Written exercise -
From the listing below, return each line that includes "components".

Provided data -

........

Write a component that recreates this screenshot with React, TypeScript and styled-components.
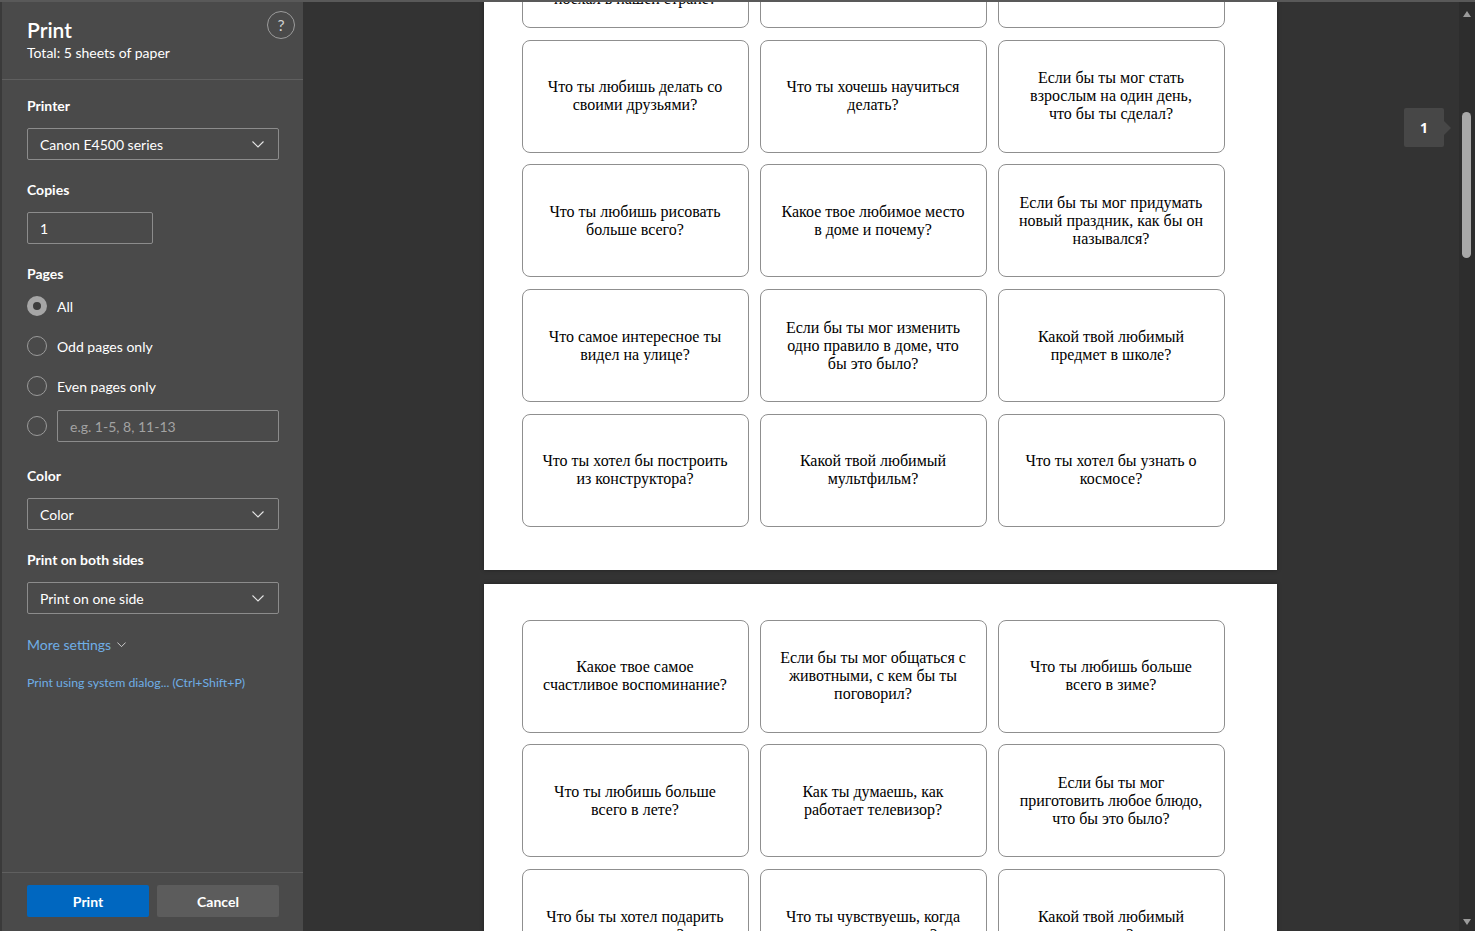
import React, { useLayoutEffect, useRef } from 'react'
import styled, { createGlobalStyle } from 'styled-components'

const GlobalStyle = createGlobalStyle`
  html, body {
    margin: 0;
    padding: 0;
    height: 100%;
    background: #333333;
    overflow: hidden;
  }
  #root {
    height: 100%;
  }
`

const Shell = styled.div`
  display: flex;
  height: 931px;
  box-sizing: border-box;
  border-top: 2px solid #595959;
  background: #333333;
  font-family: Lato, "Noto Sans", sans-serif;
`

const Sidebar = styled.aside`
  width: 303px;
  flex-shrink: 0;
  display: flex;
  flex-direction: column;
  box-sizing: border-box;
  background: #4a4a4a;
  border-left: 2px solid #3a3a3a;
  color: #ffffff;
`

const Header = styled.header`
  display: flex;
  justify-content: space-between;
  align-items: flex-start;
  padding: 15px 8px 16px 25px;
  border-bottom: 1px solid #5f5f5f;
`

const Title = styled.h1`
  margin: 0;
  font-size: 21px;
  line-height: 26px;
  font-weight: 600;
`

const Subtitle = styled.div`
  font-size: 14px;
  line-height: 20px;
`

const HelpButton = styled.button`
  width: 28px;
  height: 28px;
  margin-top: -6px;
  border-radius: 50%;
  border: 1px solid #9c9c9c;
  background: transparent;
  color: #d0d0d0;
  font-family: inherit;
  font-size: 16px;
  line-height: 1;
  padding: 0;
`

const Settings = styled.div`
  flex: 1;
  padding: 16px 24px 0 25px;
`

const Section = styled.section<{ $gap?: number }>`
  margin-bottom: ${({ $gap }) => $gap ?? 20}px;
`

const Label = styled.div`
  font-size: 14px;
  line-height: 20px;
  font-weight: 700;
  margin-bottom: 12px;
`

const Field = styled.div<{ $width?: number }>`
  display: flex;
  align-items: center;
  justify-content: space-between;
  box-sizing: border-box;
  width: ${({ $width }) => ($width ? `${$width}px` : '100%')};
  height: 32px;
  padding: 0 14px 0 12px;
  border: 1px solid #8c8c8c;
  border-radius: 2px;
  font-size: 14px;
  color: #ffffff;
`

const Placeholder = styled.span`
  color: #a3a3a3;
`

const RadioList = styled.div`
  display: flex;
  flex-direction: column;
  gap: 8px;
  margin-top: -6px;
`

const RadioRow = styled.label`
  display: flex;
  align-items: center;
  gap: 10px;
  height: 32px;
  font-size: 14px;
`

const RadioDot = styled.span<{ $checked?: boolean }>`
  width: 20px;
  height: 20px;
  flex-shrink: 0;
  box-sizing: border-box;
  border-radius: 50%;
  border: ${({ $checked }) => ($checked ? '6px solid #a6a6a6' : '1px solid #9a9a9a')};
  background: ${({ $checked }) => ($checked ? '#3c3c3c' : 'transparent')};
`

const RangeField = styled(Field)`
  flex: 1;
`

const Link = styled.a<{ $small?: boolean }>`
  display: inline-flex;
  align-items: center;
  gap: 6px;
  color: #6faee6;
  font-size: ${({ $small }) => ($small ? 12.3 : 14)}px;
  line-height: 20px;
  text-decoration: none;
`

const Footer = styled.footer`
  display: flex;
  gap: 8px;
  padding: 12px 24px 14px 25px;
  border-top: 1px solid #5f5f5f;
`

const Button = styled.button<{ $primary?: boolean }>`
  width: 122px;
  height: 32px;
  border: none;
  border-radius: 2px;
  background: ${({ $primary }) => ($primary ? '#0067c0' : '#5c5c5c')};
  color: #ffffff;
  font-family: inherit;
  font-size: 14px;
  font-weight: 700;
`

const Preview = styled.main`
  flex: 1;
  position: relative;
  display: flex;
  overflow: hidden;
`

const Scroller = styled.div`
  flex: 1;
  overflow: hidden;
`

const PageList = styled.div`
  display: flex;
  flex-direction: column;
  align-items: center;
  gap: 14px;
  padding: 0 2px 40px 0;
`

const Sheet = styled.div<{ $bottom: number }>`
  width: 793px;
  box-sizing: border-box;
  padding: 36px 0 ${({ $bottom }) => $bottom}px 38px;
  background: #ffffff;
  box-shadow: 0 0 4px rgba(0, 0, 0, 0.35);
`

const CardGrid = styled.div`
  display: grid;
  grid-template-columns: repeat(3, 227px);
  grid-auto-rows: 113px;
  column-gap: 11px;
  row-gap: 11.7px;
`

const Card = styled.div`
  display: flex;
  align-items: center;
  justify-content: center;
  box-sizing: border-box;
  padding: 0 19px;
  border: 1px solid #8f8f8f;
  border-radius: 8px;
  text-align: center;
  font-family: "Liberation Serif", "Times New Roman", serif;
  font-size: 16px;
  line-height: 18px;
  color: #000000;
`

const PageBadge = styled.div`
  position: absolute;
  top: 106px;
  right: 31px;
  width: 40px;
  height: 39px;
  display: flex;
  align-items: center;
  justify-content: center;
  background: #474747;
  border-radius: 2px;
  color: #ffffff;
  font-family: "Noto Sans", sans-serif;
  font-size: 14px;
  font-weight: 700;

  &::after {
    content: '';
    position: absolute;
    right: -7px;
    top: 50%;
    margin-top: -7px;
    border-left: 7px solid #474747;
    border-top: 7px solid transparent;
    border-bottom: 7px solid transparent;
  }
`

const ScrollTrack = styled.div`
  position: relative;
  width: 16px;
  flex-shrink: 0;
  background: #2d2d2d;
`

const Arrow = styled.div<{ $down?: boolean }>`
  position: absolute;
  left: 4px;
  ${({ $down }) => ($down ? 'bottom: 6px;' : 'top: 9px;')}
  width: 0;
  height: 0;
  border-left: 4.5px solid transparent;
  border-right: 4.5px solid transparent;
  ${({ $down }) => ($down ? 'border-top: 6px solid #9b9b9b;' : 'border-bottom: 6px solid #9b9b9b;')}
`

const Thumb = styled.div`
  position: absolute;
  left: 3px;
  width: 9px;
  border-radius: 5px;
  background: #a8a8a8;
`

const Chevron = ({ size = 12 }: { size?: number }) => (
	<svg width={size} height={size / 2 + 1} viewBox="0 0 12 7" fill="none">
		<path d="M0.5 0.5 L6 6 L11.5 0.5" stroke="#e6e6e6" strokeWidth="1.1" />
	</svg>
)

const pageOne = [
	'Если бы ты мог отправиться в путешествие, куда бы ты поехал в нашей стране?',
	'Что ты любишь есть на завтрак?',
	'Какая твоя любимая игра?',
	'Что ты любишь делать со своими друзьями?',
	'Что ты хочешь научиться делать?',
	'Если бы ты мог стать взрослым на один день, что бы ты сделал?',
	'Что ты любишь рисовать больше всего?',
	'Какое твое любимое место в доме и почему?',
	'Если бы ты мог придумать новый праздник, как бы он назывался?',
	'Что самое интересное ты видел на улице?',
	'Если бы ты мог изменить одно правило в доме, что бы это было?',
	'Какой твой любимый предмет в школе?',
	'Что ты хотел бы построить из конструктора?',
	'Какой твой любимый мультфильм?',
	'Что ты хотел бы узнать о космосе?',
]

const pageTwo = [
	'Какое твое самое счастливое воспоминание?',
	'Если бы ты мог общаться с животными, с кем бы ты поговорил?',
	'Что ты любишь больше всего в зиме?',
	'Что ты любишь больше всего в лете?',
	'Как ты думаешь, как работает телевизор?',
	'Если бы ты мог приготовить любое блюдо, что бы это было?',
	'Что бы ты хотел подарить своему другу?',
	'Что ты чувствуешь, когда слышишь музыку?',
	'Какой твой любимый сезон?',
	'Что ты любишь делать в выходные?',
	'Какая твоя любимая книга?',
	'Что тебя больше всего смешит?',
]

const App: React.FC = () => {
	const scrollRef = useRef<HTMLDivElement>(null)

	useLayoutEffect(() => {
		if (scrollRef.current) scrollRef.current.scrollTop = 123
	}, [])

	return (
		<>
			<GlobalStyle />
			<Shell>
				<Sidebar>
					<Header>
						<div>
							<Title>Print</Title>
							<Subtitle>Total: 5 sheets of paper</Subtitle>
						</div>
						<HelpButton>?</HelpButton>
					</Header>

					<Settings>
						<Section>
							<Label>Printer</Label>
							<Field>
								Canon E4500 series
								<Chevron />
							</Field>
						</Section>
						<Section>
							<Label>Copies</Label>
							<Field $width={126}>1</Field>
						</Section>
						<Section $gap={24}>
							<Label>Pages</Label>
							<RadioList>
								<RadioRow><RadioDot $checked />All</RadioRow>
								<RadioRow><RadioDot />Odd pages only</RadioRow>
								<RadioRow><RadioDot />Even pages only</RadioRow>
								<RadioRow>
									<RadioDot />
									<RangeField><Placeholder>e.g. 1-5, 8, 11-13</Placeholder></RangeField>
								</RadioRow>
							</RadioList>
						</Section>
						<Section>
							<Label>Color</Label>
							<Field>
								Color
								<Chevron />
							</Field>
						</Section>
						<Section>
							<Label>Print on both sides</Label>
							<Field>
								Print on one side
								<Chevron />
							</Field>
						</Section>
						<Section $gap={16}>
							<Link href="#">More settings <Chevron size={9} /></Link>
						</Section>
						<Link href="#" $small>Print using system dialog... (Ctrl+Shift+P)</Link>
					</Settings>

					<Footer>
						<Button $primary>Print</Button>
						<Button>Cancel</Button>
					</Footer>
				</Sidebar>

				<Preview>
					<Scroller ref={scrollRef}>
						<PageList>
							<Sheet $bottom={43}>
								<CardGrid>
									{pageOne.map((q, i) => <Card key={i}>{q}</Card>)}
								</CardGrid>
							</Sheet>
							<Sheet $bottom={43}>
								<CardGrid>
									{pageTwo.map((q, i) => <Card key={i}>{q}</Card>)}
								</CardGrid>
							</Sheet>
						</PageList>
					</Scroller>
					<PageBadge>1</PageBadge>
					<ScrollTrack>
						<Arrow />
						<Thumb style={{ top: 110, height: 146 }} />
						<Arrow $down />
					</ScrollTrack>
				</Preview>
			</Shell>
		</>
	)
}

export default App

........

Written reply -
Write a component that recreates this screenshot with React, TypeScript and styled-components.
import styled, { createGlobalStyle } from 'styled-components'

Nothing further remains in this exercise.